The District Judge had conducted a detailed enquiry into the alleged misfeasance by the directors and the secretary, leading to the decision to prosecute. Despite the lack of explicit reasons in the orders directing prosecution, the Court found that there were sufficient materials, including a report from a Special Investigating Officer, justifying the decision. While the lack of detailed reasoning in the orders is noted, it is not deemed sufficient to overturn the decision if it was supported by the available evidence and investigations.

The financial implications of prosecutions are also considered, with the Court emphasizing that the opposition to prosecutions should not be solely based on saving company funds but on the duty to uphold justice. In this case, the financial position of the company, including dividend payments and available assets for prosecution costs, was deemed adequate to proceed with the prosecutions. The opposition raised by a few shareholders and a creditor was not considered significant enough to outweigh the need for prosecution based on the established principles governing such decisions.
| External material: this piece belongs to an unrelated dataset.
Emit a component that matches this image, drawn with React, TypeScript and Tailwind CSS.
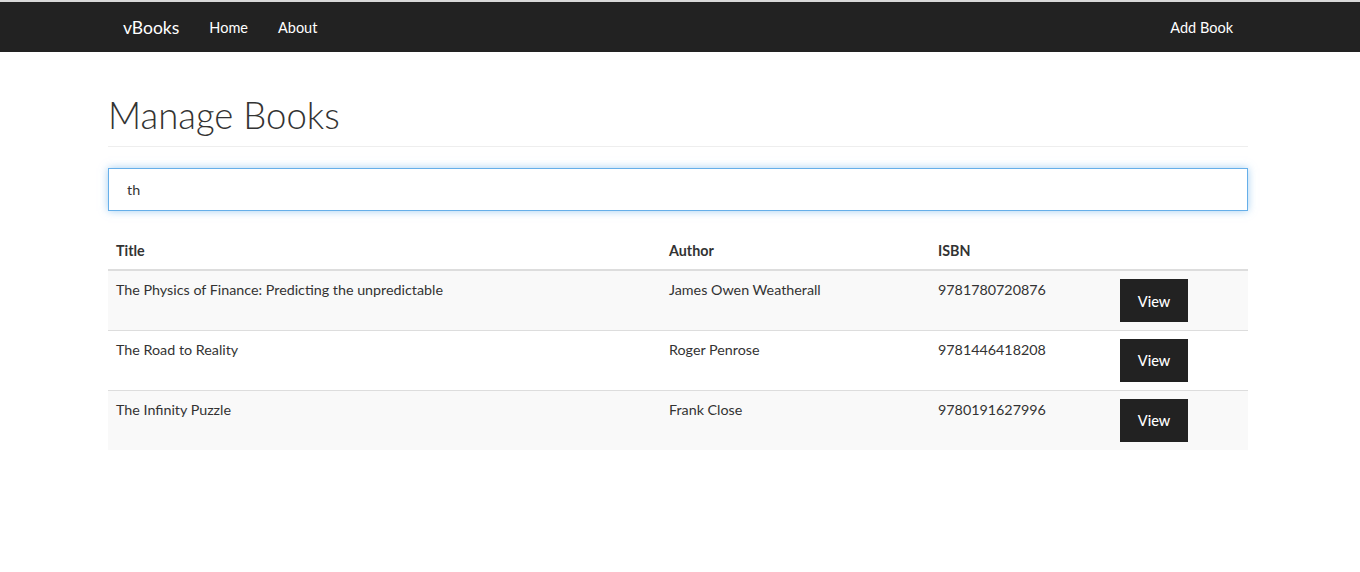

In conclusion, while the Court acknowledged the importance of providing reasons for its decisions, the lack of detailed explanations in the orders did not invalidate the prosecutions in this case. The appeals challenging the orders directing prosecution were dismissed, with costs awarded to the Official Liquidator. The judgment underscores the Court's discretion in directing prosecutions under the Indian Companies Act and the considerations involved in such decisions, including legal provisions, investigations, and financial implications.